>> start Data shown

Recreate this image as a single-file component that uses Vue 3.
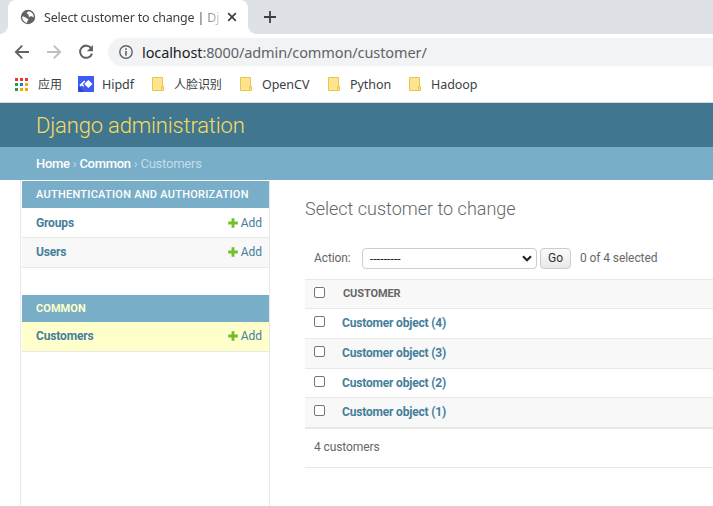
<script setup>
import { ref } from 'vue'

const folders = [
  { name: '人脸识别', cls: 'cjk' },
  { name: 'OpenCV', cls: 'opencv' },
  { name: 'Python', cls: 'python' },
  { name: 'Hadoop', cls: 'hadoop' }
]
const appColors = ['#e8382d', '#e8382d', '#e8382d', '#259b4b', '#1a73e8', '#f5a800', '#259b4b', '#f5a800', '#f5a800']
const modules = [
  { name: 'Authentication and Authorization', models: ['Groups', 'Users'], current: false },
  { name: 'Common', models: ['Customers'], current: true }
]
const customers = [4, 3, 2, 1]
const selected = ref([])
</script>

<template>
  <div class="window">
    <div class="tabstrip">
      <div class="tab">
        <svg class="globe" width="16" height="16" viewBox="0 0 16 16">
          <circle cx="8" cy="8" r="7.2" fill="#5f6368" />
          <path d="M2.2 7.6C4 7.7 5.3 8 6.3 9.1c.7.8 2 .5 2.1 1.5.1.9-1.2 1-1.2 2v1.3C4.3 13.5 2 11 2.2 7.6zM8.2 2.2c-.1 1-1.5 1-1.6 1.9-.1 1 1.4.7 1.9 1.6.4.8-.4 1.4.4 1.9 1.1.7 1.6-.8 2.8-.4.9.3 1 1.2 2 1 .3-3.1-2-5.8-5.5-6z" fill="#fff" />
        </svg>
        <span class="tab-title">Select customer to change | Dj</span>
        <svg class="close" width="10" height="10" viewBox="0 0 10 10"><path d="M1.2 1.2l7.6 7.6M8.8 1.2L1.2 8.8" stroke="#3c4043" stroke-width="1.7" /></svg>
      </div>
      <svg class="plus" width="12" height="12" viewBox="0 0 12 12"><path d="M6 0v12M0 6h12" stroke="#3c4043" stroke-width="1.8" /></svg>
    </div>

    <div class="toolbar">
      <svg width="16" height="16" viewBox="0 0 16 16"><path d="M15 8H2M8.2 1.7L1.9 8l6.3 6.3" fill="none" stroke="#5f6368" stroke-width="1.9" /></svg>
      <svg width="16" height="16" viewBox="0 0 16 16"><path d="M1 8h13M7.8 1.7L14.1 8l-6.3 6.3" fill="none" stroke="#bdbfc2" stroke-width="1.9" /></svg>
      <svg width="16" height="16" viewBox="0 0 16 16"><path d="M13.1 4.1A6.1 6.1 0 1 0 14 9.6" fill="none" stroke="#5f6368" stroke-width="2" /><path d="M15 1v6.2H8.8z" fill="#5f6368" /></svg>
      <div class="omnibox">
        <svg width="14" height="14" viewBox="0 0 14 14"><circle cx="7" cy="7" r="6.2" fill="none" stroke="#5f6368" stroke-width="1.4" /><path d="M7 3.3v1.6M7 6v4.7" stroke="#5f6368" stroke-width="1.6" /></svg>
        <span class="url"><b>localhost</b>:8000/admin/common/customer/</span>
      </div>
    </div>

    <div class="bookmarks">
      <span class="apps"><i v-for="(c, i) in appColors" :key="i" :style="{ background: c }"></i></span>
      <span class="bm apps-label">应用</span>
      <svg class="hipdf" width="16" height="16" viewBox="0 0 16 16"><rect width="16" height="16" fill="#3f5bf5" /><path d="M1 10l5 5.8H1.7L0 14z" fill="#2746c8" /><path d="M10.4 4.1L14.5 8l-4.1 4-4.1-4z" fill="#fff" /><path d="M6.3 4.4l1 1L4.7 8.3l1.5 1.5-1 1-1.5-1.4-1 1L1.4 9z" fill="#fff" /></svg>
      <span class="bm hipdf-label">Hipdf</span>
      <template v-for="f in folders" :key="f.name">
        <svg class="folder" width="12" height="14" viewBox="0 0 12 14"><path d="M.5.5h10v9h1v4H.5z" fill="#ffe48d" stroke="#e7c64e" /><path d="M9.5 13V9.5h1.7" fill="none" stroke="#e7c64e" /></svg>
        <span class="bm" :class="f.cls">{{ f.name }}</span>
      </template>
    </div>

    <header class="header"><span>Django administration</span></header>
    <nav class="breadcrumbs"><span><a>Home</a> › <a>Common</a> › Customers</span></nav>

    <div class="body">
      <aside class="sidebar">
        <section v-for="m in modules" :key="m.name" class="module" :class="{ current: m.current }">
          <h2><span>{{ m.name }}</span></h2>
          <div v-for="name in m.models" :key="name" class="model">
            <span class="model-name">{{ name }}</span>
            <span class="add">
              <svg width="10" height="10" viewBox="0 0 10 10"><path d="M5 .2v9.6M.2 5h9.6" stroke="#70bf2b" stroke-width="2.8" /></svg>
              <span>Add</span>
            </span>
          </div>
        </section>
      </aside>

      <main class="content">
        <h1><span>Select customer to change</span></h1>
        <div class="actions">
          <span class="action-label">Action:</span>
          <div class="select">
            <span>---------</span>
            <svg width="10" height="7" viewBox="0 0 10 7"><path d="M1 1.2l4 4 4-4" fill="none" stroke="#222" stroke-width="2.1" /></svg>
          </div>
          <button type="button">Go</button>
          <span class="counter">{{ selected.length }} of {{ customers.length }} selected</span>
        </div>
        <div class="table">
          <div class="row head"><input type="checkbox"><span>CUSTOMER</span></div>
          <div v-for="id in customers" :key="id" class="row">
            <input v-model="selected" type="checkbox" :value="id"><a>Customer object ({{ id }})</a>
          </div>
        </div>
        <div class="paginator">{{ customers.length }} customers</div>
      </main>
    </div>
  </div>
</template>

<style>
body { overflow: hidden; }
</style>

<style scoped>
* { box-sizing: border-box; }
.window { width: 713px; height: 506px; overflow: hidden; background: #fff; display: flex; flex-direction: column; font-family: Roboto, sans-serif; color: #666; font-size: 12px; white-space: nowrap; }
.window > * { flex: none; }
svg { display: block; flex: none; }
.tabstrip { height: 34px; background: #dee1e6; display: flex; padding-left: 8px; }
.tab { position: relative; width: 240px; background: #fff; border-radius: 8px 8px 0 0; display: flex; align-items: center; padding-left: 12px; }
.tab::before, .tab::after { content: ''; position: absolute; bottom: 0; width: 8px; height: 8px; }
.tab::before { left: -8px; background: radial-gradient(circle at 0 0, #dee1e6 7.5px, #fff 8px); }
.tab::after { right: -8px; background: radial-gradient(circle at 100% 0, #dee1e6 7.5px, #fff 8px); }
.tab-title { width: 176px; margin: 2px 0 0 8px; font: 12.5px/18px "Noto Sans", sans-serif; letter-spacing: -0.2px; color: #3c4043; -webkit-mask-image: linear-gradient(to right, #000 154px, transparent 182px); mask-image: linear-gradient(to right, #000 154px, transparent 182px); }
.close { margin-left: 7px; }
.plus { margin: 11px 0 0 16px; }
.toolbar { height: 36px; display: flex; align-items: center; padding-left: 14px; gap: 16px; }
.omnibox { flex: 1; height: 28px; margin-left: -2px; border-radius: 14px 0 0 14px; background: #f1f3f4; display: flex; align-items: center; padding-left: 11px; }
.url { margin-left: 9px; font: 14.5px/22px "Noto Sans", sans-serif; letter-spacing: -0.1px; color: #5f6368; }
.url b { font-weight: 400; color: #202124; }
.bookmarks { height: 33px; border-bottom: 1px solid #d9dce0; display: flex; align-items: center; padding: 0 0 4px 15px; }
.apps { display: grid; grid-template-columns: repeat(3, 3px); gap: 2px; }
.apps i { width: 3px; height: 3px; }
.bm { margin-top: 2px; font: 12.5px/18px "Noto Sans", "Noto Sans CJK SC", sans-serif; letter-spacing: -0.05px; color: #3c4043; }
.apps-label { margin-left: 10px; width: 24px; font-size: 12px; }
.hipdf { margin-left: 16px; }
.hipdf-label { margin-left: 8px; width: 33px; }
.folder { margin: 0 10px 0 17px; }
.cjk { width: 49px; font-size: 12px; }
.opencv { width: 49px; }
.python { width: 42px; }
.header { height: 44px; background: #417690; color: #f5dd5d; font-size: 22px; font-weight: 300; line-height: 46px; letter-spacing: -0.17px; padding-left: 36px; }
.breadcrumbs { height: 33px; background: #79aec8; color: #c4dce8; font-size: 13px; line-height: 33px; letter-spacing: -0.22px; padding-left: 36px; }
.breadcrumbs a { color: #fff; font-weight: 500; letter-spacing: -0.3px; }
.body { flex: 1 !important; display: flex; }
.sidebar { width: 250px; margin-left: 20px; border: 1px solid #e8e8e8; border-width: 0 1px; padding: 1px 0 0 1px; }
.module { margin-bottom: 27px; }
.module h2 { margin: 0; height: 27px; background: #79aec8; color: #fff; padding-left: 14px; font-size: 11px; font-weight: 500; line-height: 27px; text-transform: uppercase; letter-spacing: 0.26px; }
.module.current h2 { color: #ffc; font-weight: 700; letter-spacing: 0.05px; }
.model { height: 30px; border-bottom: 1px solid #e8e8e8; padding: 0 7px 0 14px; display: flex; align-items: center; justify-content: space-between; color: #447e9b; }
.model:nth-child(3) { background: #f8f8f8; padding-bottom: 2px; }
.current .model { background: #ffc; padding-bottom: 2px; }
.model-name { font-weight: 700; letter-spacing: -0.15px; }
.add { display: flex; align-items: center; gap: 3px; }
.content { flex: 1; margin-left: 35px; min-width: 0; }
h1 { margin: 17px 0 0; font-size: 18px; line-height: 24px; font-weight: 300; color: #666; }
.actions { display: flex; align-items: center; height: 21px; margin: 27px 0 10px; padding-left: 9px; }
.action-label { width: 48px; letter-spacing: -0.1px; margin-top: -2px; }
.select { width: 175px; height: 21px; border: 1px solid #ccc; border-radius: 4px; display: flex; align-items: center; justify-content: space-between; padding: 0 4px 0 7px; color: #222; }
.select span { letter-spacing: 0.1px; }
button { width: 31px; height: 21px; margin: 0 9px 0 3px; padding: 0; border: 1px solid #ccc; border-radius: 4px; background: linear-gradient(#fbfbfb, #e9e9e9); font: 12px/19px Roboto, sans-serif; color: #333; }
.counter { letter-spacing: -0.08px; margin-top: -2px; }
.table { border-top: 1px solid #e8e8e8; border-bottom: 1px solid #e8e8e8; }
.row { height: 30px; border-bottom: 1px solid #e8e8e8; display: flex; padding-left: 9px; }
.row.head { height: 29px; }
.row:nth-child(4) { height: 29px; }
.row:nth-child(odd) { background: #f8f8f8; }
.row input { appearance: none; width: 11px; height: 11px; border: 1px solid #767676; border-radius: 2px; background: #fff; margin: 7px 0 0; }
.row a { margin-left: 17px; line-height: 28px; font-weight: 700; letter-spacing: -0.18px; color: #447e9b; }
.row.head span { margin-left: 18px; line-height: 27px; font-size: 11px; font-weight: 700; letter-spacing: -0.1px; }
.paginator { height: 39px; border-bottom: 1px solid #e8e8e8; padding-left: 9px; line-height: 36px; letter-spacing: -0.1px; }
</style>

>> end Data shown
>> start Data shown

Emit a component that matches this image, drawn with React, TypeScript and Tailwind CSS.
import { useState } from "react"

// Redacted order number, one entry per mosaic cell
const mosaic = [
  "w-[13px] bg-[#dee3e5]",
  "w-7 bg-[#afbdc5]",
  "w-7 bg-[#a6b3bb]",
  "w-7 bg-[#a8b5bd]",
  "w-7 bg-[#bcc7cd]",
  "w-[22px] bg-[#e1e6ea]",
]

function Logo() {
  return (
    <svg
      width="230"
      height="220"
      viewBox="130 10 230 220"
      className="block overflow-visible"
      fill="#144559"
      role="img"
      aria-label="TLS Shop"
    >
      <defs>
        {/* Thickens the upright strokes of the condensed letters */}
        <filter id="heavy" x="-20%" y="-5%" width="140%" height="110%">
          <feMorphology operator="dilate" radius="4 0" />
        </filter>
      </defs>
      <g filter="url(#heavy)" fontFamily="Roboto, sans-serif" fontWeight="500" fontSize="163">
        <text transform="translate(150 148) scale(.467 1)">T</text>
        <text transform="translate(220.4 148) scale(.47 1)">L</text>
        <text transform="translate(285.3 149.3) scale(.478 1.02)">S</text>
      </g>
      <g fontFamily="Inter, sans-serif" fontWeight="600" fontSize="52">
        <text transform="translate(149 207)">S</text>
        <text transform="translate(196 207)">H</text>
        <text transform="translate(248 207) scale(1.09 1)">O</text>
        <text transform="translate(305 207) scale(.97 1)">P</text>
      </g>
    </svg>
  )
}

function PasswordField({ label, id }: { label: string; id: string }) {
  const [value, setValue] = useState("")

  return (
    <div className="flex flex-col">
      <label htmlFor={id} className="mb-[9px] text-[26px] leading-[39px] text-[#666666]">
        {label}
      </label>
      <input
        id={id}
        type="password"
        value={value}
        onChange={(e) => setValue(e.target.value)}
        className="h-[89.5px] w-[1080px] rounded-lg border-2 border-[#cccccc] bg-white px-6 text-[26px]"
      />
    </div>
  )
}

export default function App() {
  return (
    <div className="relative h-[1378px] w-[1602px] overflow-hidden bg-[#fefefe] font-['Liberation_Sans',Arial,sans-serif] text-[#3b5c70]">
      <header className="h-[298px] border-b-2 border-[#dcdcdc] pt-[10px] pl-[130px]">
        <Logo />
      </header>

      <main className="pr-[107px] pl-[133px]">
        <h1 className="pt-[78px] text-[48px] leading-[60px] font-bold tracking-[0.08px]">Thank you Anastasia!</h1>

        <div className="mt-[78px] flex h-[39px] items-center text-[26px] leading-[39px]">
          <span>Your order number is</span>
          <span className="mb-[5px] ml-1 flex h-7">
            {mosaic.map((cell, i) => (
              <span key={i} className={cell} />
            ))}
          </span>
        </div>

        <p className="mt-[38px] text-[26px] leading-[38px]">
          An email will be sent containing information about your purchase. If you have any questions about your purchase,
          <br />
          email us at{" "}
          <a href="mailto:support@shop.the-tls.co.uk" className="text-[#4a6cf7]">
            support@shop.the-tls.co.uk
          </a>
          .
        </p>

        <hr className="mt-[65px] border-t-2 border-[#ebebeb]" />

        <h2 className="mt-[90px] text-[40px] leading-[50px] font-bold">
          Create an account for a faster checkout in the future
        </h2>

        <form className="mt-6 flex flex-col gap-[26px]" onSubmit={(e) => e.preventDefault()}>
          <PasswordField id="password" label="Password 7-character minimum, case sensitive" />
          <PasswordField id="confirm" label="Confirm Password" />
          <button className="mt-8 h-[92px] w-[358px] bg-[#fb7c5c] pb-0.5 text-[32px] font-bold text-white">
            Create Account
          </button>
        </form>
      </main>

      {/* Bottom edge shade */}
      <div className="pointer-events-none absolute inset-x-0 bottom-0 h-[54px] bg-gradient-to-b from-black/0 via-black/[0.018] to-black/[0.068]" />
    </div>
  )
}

>> end Data shown
>> start Data shown

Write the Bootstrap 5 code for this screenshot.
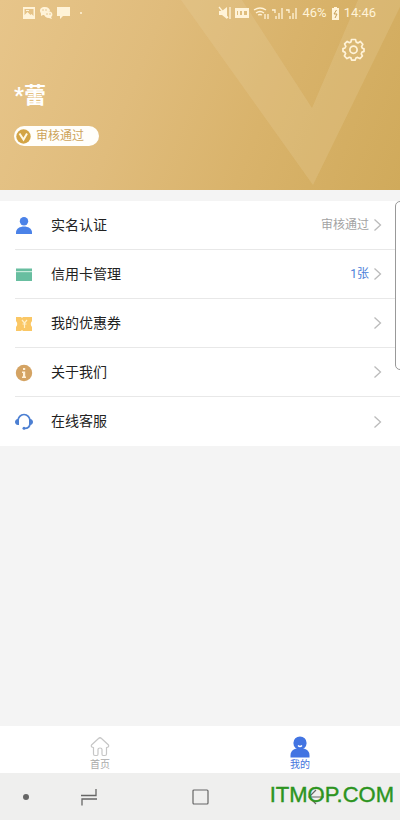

>> end Data shown

Copy every line of the data that holds the string "image".

Recreate this image as a single-file component that uses Vue 3.
.tab-title { width: 176px; margin: 2px 0 0 8px; font: 12.5px/18px "Noto Sans", sans-serif; letter-spacing: -0.2px; color: #3c4043; -webkit-mask-image: linear-gradient(to right, #000 154px, transparent 182px); mask-image: linear-gradient(to right, #000 154px, transparent 182px); }
Emit a component that matches this image, drawn with React, TypeScript and Tailwind CSS.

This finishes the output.